In Period B of the study, patients who completed Period A and achieved an ACR Pedi 30 response were eligible to enter this six-month, double-blind phase. Patients entering Period B (n=122) were randomized to remain on ORENCIA (n=60) or receive placebo (n=62) for six months.
The primary endpoint of the study was time to occurrence of disease flare. Disease flare was defined as a greater than or equal to 30 percent worsening in at least three of the six JIA core set variables with greater than or equal to 30 percent improvement in not more than one of the six JIA core set variables; greater than or equal to two centimeters of worsening of the Physician or Parent Global Assessment was necessary if used as one of the three JIA core set variables used to define flare, and worsening in greater than or equal to two joints was necessary if the number of active joints or joints with limitation of motion was used as one of the three JIA core set variables used to define flare.
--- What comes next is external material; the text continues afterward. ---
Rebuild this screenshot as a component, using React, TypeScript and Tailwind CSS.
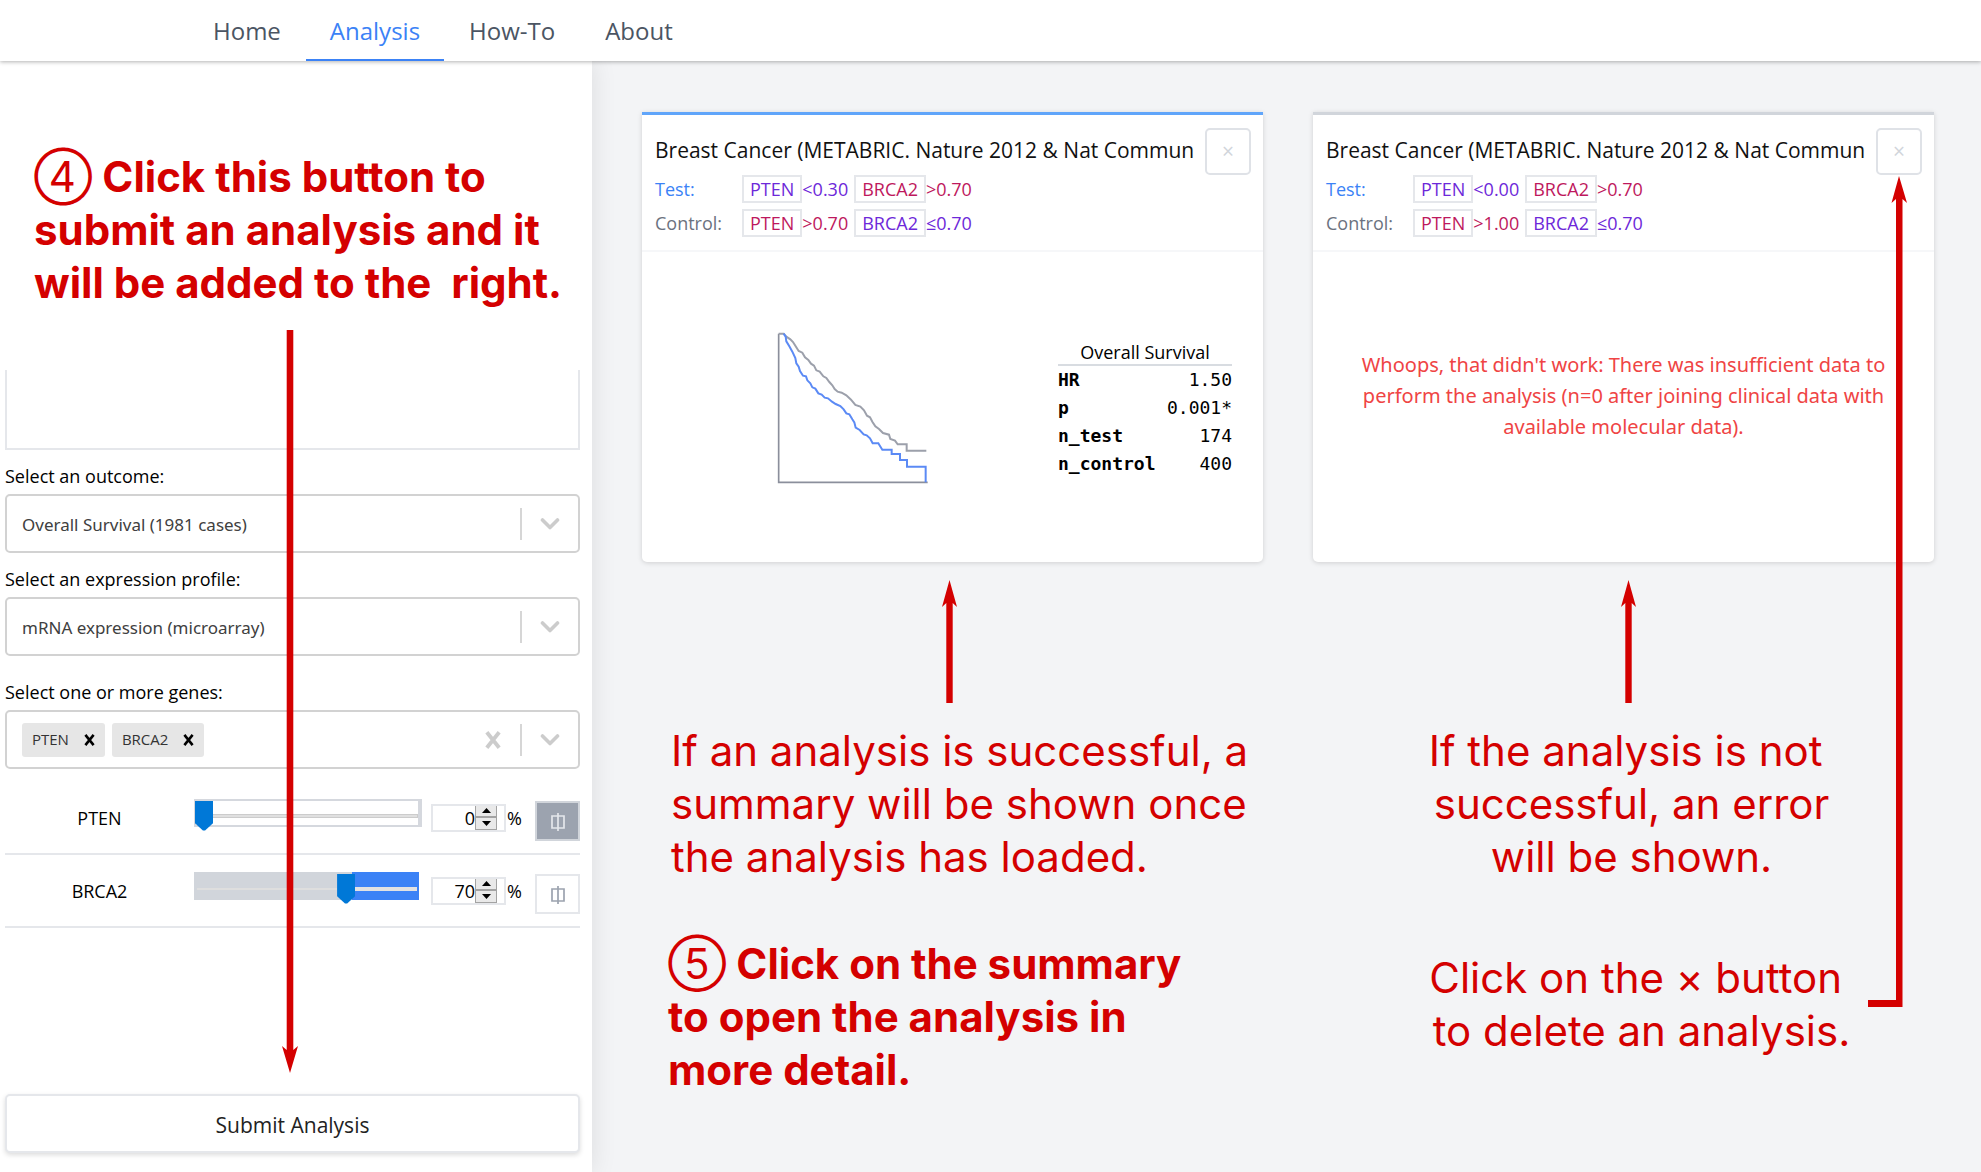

Efficacy results included:
-- Time difference to occurrence of disease flare was statistically significant based on the log-rank test in patients treated with placebo compared with ORENCIA (abatacept) (p-value equals 0.0002).
-- Patients treated with ORENCIA experienced significantly fewer disease flares compared to placebo-treated patients (20 percent vs. 53 percent, respectively, p-value less than 0.001).
-- The risk of disease flare among patients continuing on ORENCIA was less than one-third than that for patients who withdrew from ORENCIA treatment [Hazard Ratio: 0.31, 95 percent CI (0.16, 0.59)].
In patients receiving ORENCIA treatment throughout the study (Period A, Period B and the open-label extension Period C), the proportion of ACR Pedi 30, 50 and 70 responders remained consistent through one year.
In both the open-label, lead-in (Period A) and double-blind (Period B) phases of the study, the adverse reactions in pediatric patients were similar in type and frequency to those seen in adult patients. This was also seen in patients who participated in the open-label (Period C) extension period.